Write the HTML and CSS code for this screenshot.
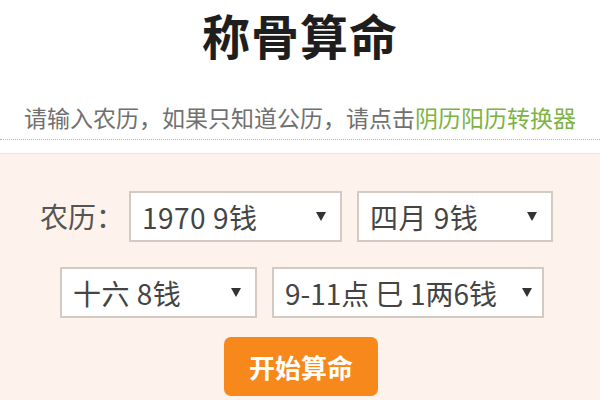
FILE: index.html
```html
<!DOCTYPE html>
<html lang="zh-CN">
<head>
<meta charset="utf-8">
<title>称骨算命</title>
<link rel="stylesheet" href="styles.css">
</head>
<body>
<div class="page">
  <header class="intro">
    <h1 class="title">称骨算命</h1>
    <p class="tip">请输入农历，如果只知道公历，请点击<a class="tip-link" href="#">阴历阳历转换器</a></p>
  </header>
  <section class="panel">
    <div class="row row-first">
      <span class="label">农历：</span>
      <div class="select sel-year"><span class="sel-text">1970 9钱</span><svg class="arrow" viewBox="0 0 10 9"><path d="M0 0H10L5 9Z"/></svg></div>
      <div class="select sel-month"><span class="sel-text">四月 9钱</span><svg class="arrow" viewBox="0 0 10 9"><path d="M0 0H10L5 9Z"/></svg></div>
    </div>
    <div class="row row-second">
      <div class="select sel-day"><span class="sel-text">十六 8钱</span><svg class="arrow" viewBox="0 0 10 9"><path d="M0 0H10L5 9Z"/></svg></div>
      <div class="select sel-hour"><span class="sel-text">9-11点 巳 1两6钱</span><svg class="arrow" viewBox="0 0 10 9"><path d="M0 0H10L5 9Z"/></svg></div>
    </div>
    <div class="actions">
      <button class="btn" type="button">开始算命</button>
    </div>
  </section>
</div>
</body>
</html>
```
FILE: styles.css
```css
* { box-sizing: border-box; }
html, body {
  margin: 0;
  padding: 0;
  background: #ffffff;
}
body {
  font-family: "Noto Sans CJK SC", "Noto Sans", "Liberation Sans", sans-serif;
  width: 600px;
  height: 400px;
  overflow: hidden;
}
.intro {
  border-bottom: 1px dotted #b5b5b5;
  padding-bottom: 7px;
}
.title {
  margin: 0;
  text-align: center;
  font-size: 48px;
  line-height: 68px;
  font-weight: 700;
  color: #1e1e1e;
  letter-spacing: 1px;
}
.tip {
  margin: 34px 0 0;
  text-align: center;
  font-size: 23px;
  line-height: 30px;
  color: #707070;
  white-space: nowrap;
}
.tip-link {
  color: #7cb342;
  text-decoration: none;
}
.panel {
  margin-top: 13px;
  background: #fdf3ec;
  border-top: 1px solid #f6e2d8;
  padding-top: 37px;
  height: 260px;
}
.row {
  display: flex;
  justify-content: center;
  align-items: center;
  gap: 15px;
}
.row-first { padding-right: 7px; }
.row-second { margin-top: 25px; padding-left: 4px; }
.label {
  font-size: 28px;
  color: #555555;
  width: 84px;
  margin-right: -10px;
  line-height: 51px;
}
.select {
  height: 51px;
  background: #ffffff;
  border: 2px solid #d2cbc4;
  display: flex;
  align-items: center;
  justify-content: space-between;
  padding: 0 14px 0 11px;
}
.sel-text {
  font-size: 28px;
  color: #444444;
  white-space: nowrap;
  letter-spacing: 0.5px;
}
.arrow {
  width: 10px;
  height: 9px;
  fill: #333333;
  flex: none;
}
.sel-year { width: 213px; }
.sel-month { width: 196px; }
.sel-day { width: 197px; }
.sel-hour { width: 272px; padding-right: 10px; }
.sel-hour .sel-text { letter-spacing: 0; }
.actions {
  display: flex;
  justify-content: center;
  margin-top: 19px;
  padding-left: 2px;
}
.btn {
  width: 154px;
  height: 59px;
  border: none;
  border-radius: 7px;
  background: #f7891c;
  color: #ffffff;
  font-family: "Noto Sans CJK SC", "Noto Sans", sans-serif;
  font-size: 26px;
  font-weight: 700;
  padding: 0;
}
```
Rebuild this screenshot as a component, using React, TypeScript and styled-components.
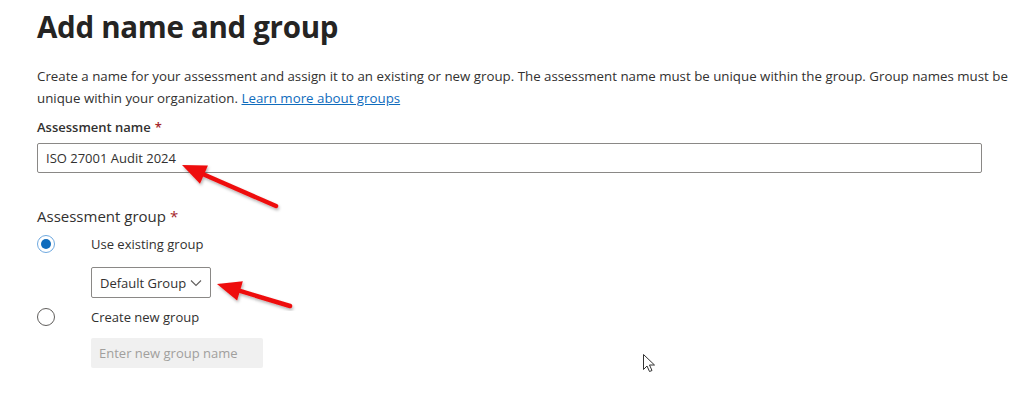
import React from 'react'
import styled, { createGlobalStyle } from 'styled-components'

const GlobalStyle = createGlobalStyle`
    html, body {
        margin: 0;
        padding: 0;
        background: #ffffff;
    }
    body {
        font-family: "Open Sans", "Noto Sans", sans-serif;
        color: #323130;
    }
`

const Page = styled.div`
    position: relative;
    width: 1024px;
    height: 394px;
    overflow: hidden;
    padding: 0 42px 0 37px;
    box-sizing: border-box;
`

const Title = styled.h1`
    margin: 0;
    padding-top: 6px;
    font-size: 29.5px;
    line-height: 42px;
    font-weight: 700;
    color: #252423;
    letter-spacing: -0.3px;
`

const Intro = styled.p`
    margin: 17px -40px 0 0;
    font-size: 13.3px;
    line-height: 22px;
    color: #323130;
`

const Link = styled.a`
    color: #0f6cbd;
    text-decoration: underline;
`

const Label = styled.div<{ $big?: boolean }>`
    margin-top: ${({ $big }) => ($big ? '32px' : '7px')};
    font-size: ${({ $big }) => ($big ? '15px' : '13px')};
    font-weight: ${({ $big }) => ($big ? 400 : 600)};
    line-height: 22px;
    color: #323130;
`

const Required = styled.span`
    color: #a4262c;
    margin-left: 4px;
`

const TextInput = styled.div`
    margin-top: 5px;
    height: 30px;
    border: 1px solid #8a8886;
    border-radius: 2px;
    box-sizing: border-box;
    display: flex;
    align-items: center;
    padding: 0 8px;
    font-size: 13px;
    color: #323130;
`

const Options = styled.div`
    margin-top: 4px;
    display: flex;
    flex-direction: column;
`

const OptionRow = styled.div`
    display: flex;
    align-items: center;
    height: 26px;
`

const Radio = styled.span<{ $checked?: boolean }>`
    width: 18px;
    height: 18px;
    border-radius: 50%;
    box-sizing: border-box;
    border: 1px solid ${({ $checked }) => ($checked ? '#6fa9e0' : '#605e5c')};
    display: flex;
    align-items: center;
    justify-content: center;
    margin-right: 36px;

    &::after {
        content: '';
        width: 10px;
        height: 10px;
        border-radius: 50%;
        background: #0f6cbd;
        display: ${({ $checked }) => ($checked ? 'block' : 'none')};
    }
`

const OptionText = styled.span`
    font-size: 13px;
    color: #323130;
`

const Nested = styled.div<{ $last?: boolean }>`
    padding-left: 54px;
    margin: ${({ $last }) => ($last ? '8px 0 0' : '10px 0 6px')};
`

const Dropdown = styled.div`
    width: 120px;
    height: 31px;
    border: 1px solid #8a8886;
    border-radius: 2px;
    box-sizing: border-box;
    display: flex;
    align-items: center;
    justify-content: space-between;
    padding: 0 8px 0 8px;
    font-size: 13px;
    white-space: nowrap;
    color: #323130;
`

const DisabledInput = styled.div`
    width: 172px;
    height: 30px;
    background: #f0f0f0;
    border-radius: 2px;
    display: flex;
    align-items: center;
    padding: 0 8px;
    box-sizing: border-box;
    font-size: 13px;
    color: #a19f9d;
`

const Overlay = styled.svg`
    position: absolute;
    left: 0;
    top: 0;
    pointer-events: none;
`

const Chevron = () => (
    <svg width="12" height="8" viewBox="0 0 12 8">
        <path d="M1 1.5 L6 6.5 L11 1.5" fill="none" stroke="#605e5c" strokeWidth="1.1" />
    </svg>
)

const Arrow = ({ x1, y1, x2, y2 }: { x1: number; y1: number; x2: number; y2: number }) => {
    const dx = x2 - x1
    const dy = y2 - y1
    const len = Math.sqrt(dx * dx + dy * dy)
    const ux = dx / len
    const uy = dy / len
    const headLen = 24
    const headW = 10
    const bx = x2 - ux * headLen
    const by = y2 - uy * headLen
    const px = -uy
    const py = ux
    const head = `${x2},${y2} ${bx + px * headW},${by + py * headW} ${bx - px * headW},${by - py * headW}`
    return (
        <g filter="url(#shadow)">
            <line x1={x1} y1={y1} x2={x2 - ux * 12} y2={y2 - uy * 12} stroke="#ee1111" strokeWidth="4.5" strokeLinecap="round" />
            <polygon points={head} fill="#ee1111" />
        </g>
    )
}

export const App: React.FC = () => {
    return (
        <>
            <GlobalStyle />
            <Page>
                <Title>Add name and group</Title>
                <Intro>
                    Create a name for your assessment and assign it to an existing or new group. The assessment name must be unique within the group. Group names must be unique within your organization.{' '}
                    <Link href="#">Learn more about groups</Link>
                </Intro>
                <Label>
                    Assessment name<Required>*</Required>
                </Label>
                <TextInput>ISO 27001 Audit 2024</TextInput>
                <Label $big>
                    Assessment group<Required>*</Required>
                </Label>
                <Options>
                    <OptionRow>
                        <Radio $checked />
                        <OptionText>Use existing group</OptionText>
                    </OptionRow>
                    <Nested>
                        <Dropdown>
                            Default Group
                            <Chevron />
                        </Dropdown>
                    </Nested>
                    <OptionRow>
                        <Radio />
                        <OptionText>Create new group</OptionText>
                    </OptionRow>
                    <Nested $last>
                        <DisabledInput>Enter new group name</DisabledInput>
                    </Nested>
                </Options>

                <Overlay width="1024" height="394">
                    <defs>
                        <filter id="shadow" x="-20%" y="-20%" width="140%" height="140%">
                            <feDropShadow dx="1" dy="2" stdDeviation="1.5" floodColor="#000" floodOpacity="0.3" />
                        </filter>
                    </defs>
                    <Arrow x1={276} y1={206} x2={182} y2={165} />
                    <Arrow x1={290} y1={306} x2={217} y2={284} />
                    <path
                        d="M643.5 354.5 L643.5 369.5 L647 366 L649.5 371.5 L652 370.5 L649.5 365 L654.5 365 Z"
                        fill="#ffffff"
                        stroke="#333"
                        strokeWidth="1"
                        strokeLinejoin="round"
                    />
                </Overlay>
            </Page>
        </>
    )
}

export default App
━━━━━━━━━━━━━━━━━━━━━━━━━━━━━━
→ Your goal
For this exercise, gather every line of the data that contains the word "React".

→ Completed exercise
Rebuild this screenshot as a component, using React, TypeScript and styled-components.
import React from 'react'
export const App: React.FC = () => {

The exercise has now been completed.